La Défense, the giant business center at the end of Paris’ grande axe stands as an iconic reflection of dream-image of postwar modernism. Initiated in the mid-1950’s by a state-controlled development agency, according to the 1933 Athens Charter, the master plan was designed for maximum density of office and residential use. The complex would be served by an extensive networks of roads meeting in a central roundabout laying beneath the main pedestrian esplanade. Thus direct access to the basements of the buildings would be assured.
This modernist wonder has connections to Ottawa own ambitious postwar urban planning. The first skyscraper constructed, as the ESSO Standard Building designed by French architect and planner Jacques Gréber and his son Pierre. .
And, like Ottawa’s own tragic urban renewal projects, such as LeBreton Flats, la Défense required extensive expropriation. In this case over 8,000 ‘sub-standard” dwellings were demolished.

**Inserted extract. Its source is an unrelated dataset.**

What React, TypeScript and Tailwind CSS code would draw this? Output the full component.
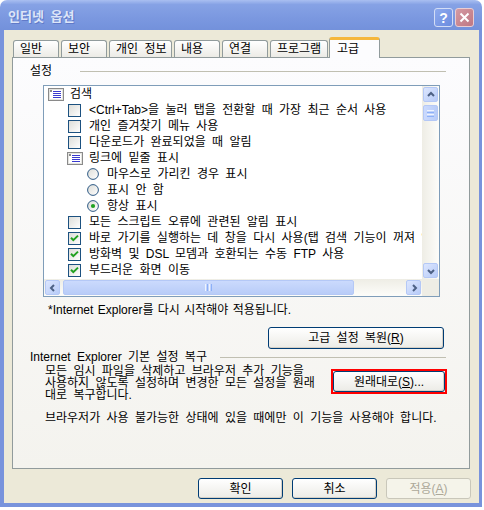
import React from 'react'

function GroupIcon() {
  return (
    <svg width="16" height="13" viewBox="0 0 16 13">
      <rect x="0.5" y="0.5" width="15" height="12" fill="#E4E4E0" stroke="#8A8A8A" />
      <rect x="2" y="2" width="12" height="9" fill="#FFFFFF" />
      <rect x="2" y="2" width="2" height="2" fill="#8A8A8A" />
      <path d="M5 3.5h8M5 5.5h8M5 7.5h8M5 9.5h8" stroke="#3A3ACF" strokeWidth="1" />
    </svg>
  )
}

function Check({ checked }: { checked?: boolean }) {
  return (
    <svg width="13" height="13" viewBox="0 0 13 13">
      <defs>
        <linearGradient id="cbg" x1="0" y1="0" x2="1" y2="1">
          <stop offset="0" stopColor="#DCDCD7" />
          <stop offset="1" stopColor="#FFFFFF" />
        </linearGradient>
      </defs>
      <rect x="0.5" y="0.5" width="12" height="12" fill="url(#cbg)" stroke="#1C5180" />
      {checked && <path d="M3 5.8l2.3 2.4L10 3.6" fill="none" stroke="#21A121" strokeWidth="2" />}
    </svg>
  )
}

function Radio({ selected }: { selected?: boolean }) {
  return (
    <svg width="12" height="12" viewBox="0 0 12 12">
      <defs>
        <linearGradient id="rbg" x1="0" y1="0" x2="1" y2="1">
          <stop offset="0" stopColor="#DCDCD7" />
          <stop offset="1" stopColor="#FFFFFF" />
        </linearGradient>
      </defs>
      <circle cx="6" cy="6" r="5.4" fill="url(#rbg)" stroke="#2E5A86" strokeWidth="1" />
      {selected && <circle cx="6" cy="6" r="2.1" fill="#21A121" />}
    </svg>
  )
}

function Arrow({ dir }: { dir: 'up' | 'down' | 'left' | 'right' }) {
  const d = {
    up: 'M1 5L4 2L7 5',
    down: 'M1 3L4 6L7 3',
    left: 'M5 1L2 4L5 7',
    right: 'M3 1L6 4L3 7',
  }[dir]
  return (
    <svg width="8" height="8" viewBox="0 0 8 8">
      <path d={d} fill="none" stroke="#4D6185" strokeWidth="2" />
    </svg>
  )
}

function ScrollBtn({ dir }: { dir: 'up' | 'down' | 'left' | 'right' }) {
  return (
    <div className="w-[17px] h-[17px] p-px shrink-0">
      <div className="w-full h-full rounded-[2px] border border-[#B4C8F6] bg-linear-to-br from-[#DCE6FE] to-[#B7CBF8] flex items-center justify-center">
        <Arrow dir={dir} />
      </div>
    </div>
  )
}

type Row =
  | { kind: 'group'; level: 0 | 1; text: string }
  | { kind: 'check'; checked?: boolean; text: string }
  | { kind: 'radio'; selected?: boolean; text: string }

const rows: Row[] = [
  { kind: 'group', level: 0, text: '검색' },
  { kind: 'check', text: '<Ctrl+Tab>을 눌러 탭을 전환할 때 가장 최근 순서 사용' },
  { kind: 'check', text: '개인 즐겨찾기 메뉴 사용' },
  { kind: 'check', text: '다운로드가 완료되었을 때 알림' },
  { kind: 'group', level: 1, text: '링크에 밑줄 표시' },
  { kind: 'radio', text: '마우스로 가리킨 경우 표시' },
  { kind: 'radio', text: '표시 안 함' },
  { kind: 'radio', selected: true, text: '항상 표시' },
  { kind: 'check', text: '모든 스크립트 오류에 관련된 알림 표시' },
  { kind: 'check', checked: true, text: '바로 가기를 실행하는 데 창을 다시 사용(탭 검색 기능이 꺼져 있는 경우)' },
  { kind: 'check', checked: true, text: '방화벽 및 DSL 모뎀과 호환되는 수동 FTP 사용' },
  { kind: 'check', checked: true, text: '부드러운 화면 이동' },
]

function ListRow({ row }: { row: Row }) {
  if (row.kind === 'group') {
    return (
      <div className={`flex items-center h-[16px] ${row.level === 0 ? 'pl-[4px]' : 'pl-[23px]'}`}>
        <div className="w-[22px] shrink-0 flex items-center">
          <GroupIcon />
        </div>
        <span>{row.text}</span>
      </div>
    )
  }
  if (row.kind === 'check') {
    return (
      <div className="flex items-center h-[16px] pl-[24px]">
        <div className="w-[21px] shrink-0 flex items-center">
          <Check checked={row.checked} />
        </div>
        <span>{row.text}</span>
      </div>
    )
  }
  return (
    <div className="flex items-center h-[16px] pl-[43px]">
      <div className="w-[20px] shrink-0 flex items-center">
        <Radio selected={row.selected} />
      </div>
      <span>{row.text}</span>
    </div>
  )
}

function XpButton({
  children,
  className = '',
  disabled,
}: {
  children: React.ReactNode
  className?: string
  disabled?: boolean
}) {
  if (disabled) {
    return (
      <div
        className={`h-[21px] rounded-[3px] border border-[#C9C7BA] bg-[#F5F4EA] text-[#ACA899] flex items-center justify-center ${className}`}
      >
        {children}
      </div>
    )
  }
  return (
    <div
      className={`h-[21px] rounded-[3px] border border-[#003C74] bg-linear-to-b from-[#FFFFFF] to-[#ECEBE6] shadow-[inset_-1px_-1px_0_#D6D0C5] text-black flex items-center justify-center ${className}`}
    >
      {children}
    </div>
  )
}

export default function App() {
  return (
    <div className="w-[484px] h-[510px] bg-white text-[12px] leading-[16px] text-black [word-spacing:3px] font-['Liberation_Sans','Noto_Sans_CJK_KR',sans-serif]">
      <div className="w-[482px] h-[507px] flex flex-col">
        {/* title bar */}
        <div className="h-[30px] shrink-0 rounded-t-[7px] bg-[linear-gradient(to_bottom,#A9BFF1_0%,#86A2E5_15%,#7B98E0_60%,#7391DB_100%)] flex justify-between">
          <div className="pl-[8px] pt-[9px] text-[13px] font-bold text-[#DCE5F8] [text-shadow:1px_1px_0_#6079C8]">
            인터넷 옵션
          </div>
          <div className="flex gap-[2px] pr-[8px] pt-[8px]">
            <div className="w-[19px] h-[19px] rounded-[3px] border border-[#D3DDF6] bg-linear-to-br from-[#8EAAEE] to-[#6C8CDF] flex items-center justify-center text-white font-bold text-[14px] leading-none">
              ?
            </div>
            <div className="w-[19px] h-[19px] rounded-[3px] border border-[#EACDD2] bg-linear-to-br from-[#D49AA3] to-[#BF7783] flex items-center justify-center">
              <svg width="11" height="11" viewBox="0 0 11 11">
                <path d="M1.5 1.5L9.5 9.5M9.5 1.5L1.5 9.5" stroke="#FFFFFF" strokeWidth="2" />
              </svg>
            </div>
          </div>
        </div>

        {/* body */}
        <div className="flex-1 bg-[#ECE9D8] border-l-[4px] border-r-[3px] border-b-[4px] border-[#7893DC] flex flex-col">
          {/* tabs */}
          <div className="mt-[7px] h-[20px] pl-[9px] flex items-end gap-[2px]">
            {[
              ['일반', 'w-[46px]'],
              ['보안', 'w-[46px]'],
              ['개인 정보', 'w-[63px]'],
              ['내용', 'w-[46px]'],
              ['연결', 'w-[46px]'],
              ['프로그램', 'w-[58px]'],
            ].map(([label, w]) => (
              <div
                key={label}
                className={`${w} h-[17px] rounded-t-[3px] border border-b-0 border-[#919B9C] bg-linear-to-b from-[#FFFFFF] to-[#ECEBE6] pl-[6px] flex items-center whitespace-nowrap`}
              >
                {label}
              </div>
            ))}
            <div className="relative z-10 -ml-px -mb-px w-[51px] h-[21px] rounded-t-[3px] border-x border-[#919B9C] border-t-[3px] border-t-[#F5B73C] bg-[#FCFCFE] pl-[7px] flex items-center">
              고급
            </div>
          </div>

          {/* panel */}
          <div className="ml-[8px] w-[458px] h-[412px] shrink-0 border border-[#919B9C] bg-linear-to-b from-[#FCFCFE] to-[#F4F3EE] flex flex-col">
            <div className="mt-[5px] h-[16px] pl-[17px] pr-[23px] flex items-center">
              <span className="w-[50px] shrink-0">설정</span>
              <div className="flex-1 h-px bg-[#C0BFB1]" />
            </div>

            {/* list box */}
            <div className="mt-[6px] ml-[30px] w-[397px] h-[212px] shrink-0 border border-[#7F9DB9] bg-white flex flex-col">
              <div className="flex h-[193px]">
                <div className="w-[378px] h-[193px] overflow-hidden whitespace-nowrap">
                  {rows.map((r, i) => (
                    <ListRow key={i} row={r} />
                  ))}
                </div>
                <div className="w-[17px] h-[193px] flex flex-col bg-linear-to-r from-[#EEEDE5] to-[#FDFDFA]">
                  <ScrollBtn dir="up" />
                  <div className="h-[19px] p-px pt-[2px]">
                    <div className="w-full h-full rounded-[2px] border border-[#B4C8F6] bg-linear-to-r from-[#CBDAFD] to-[#B8CCF8] flex flex-col items-center justify-center gap-px">
                      <div className="w-[7px] h-px bg-[#EEF4FE]" />
                      <div className="w-[7px] h-px bg-[#8CB0F8]" />
                      <div className="w-[7px] h-px bg-[#EEF4FE]" />
                      <div className="w-[7px] h-px bg-[#8CB0F8]" />
                    </div>
                  </div>
                  <div className="flex-1" />
                  <ScrollBtn dir="down" />
                </div>
              </div>
              <div className="flex h-[17px]">
                <div className="w-[378px] h-[17px] flex bg-linear-to-b from-[#EEEDE5] to-[#FDFDFA]">
                  <ScrollBtn dir="left" />
                  <div className="w-[294px] h-[17px] p-px pl-[2px]">
                    <div className="w-full h-full rounded-[2px] border border-[#B4C8F6] bg-linear-to-b from-[#CBDAFD] to-[#B8CCF8] flex items-center justify-center gap-px">
                      <div className="h-[7px] w-px bg-[#EEF4FE]" />
                      <div className="h-[7px] w-px bg-[#8CB0F8]" />
                      <div className="h-[7px] w-px bg-[#EEF4FE]" />
                      <div className="h-[7px] w-px bg-[#8CB0F8]" />
                    </div>
                  </div>
                  <div className="flex-1" />
                  <ScrollBtn dir="right" />
                </div>
                <div className="w-[17px] h-[17px] bg-[#EEEDE5]" />
              </div>
            </div>

            <div className="mt-[5px] ml-[35px] h-[16px] [word-spacing:1px]">
              *Internet Explorer를 다시 시작해야 적용됩니다.
            </div>

            <div className="mt-[9px] ml-[255px]">
              <XpButton className="w-[176px] h-[22px]">
                <span>
                  고급 설정 복원(<span className="underline">R</span>)
                </span>
              </XpButton>
            </div>

            <div className="h-[16px] pl-[17px] pr-[23px] flex items-center">
              <span className="w-[190px] shrink-0 whitespace-nowrap">Internet Explorer 기본 설정 복구</span>
              <div className="flex-1 h-px bg-[#C0BFB1]" />
            </div>

            <div className="mt-[4px] pl-[32px] flex items-start">
              <div className="w-[286px] -mt-[4px] leading-[12px] whitespace-nowrap">
                <div>모든 임시 파일을 삭제하고 브라우저 추가 기능을</div>
                <div>사용하지 않도록 설정하며 변경한 모든 설정을 원래</div>
                <div>대로 복구합니다.</div>
              </div>
              <div className="w-[116px] h-[25px] border-2 border-[#FF0000]">
                <XpButton className="w-full h-full">
                  <span>
                    원래대로(<span className="underline">S</span>)...
                  </span>
                </XpButton>
              </div>
            </div>

            <div className="mt-[9px] ml-[32px] h-[16px] whitespace-nowrap">
              브라우저가 사용 불가능한 상태에 있을 때에만 이 기능을 사용해야 합니다.
            </div>
          </div>

          {/* bottom buttons */}
          <div className="mt-[9px] pr-[8px] flex justify-end gap-[9px]">
            <XpButton className="w-[85px]">확인</XpButton>
            <XpButton className="w-[85px]">취소</XpButton>
            <XpButton className="w-[85px]" disabled>
              <span>
                적용(<span className="underline">A</span>)
              </span>
            </XpButton>
          </div>
        </div>
      </div>
    </div>
  )
}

The Esso Standard was a spectacle of modernism, which fittingly, was featured in Jacques Tati’s Play Time – a marvelous satiric critique of the dislocation and empty busyness of modern life.
The scale of the project was immense, and the master plan would later be adapted, under the approval of uber-modernist Jacques Pompidou, to allow for bigger and more individual buildings. Now exclusively office space la Défense would total a mind-boggling 1,500,000 m2.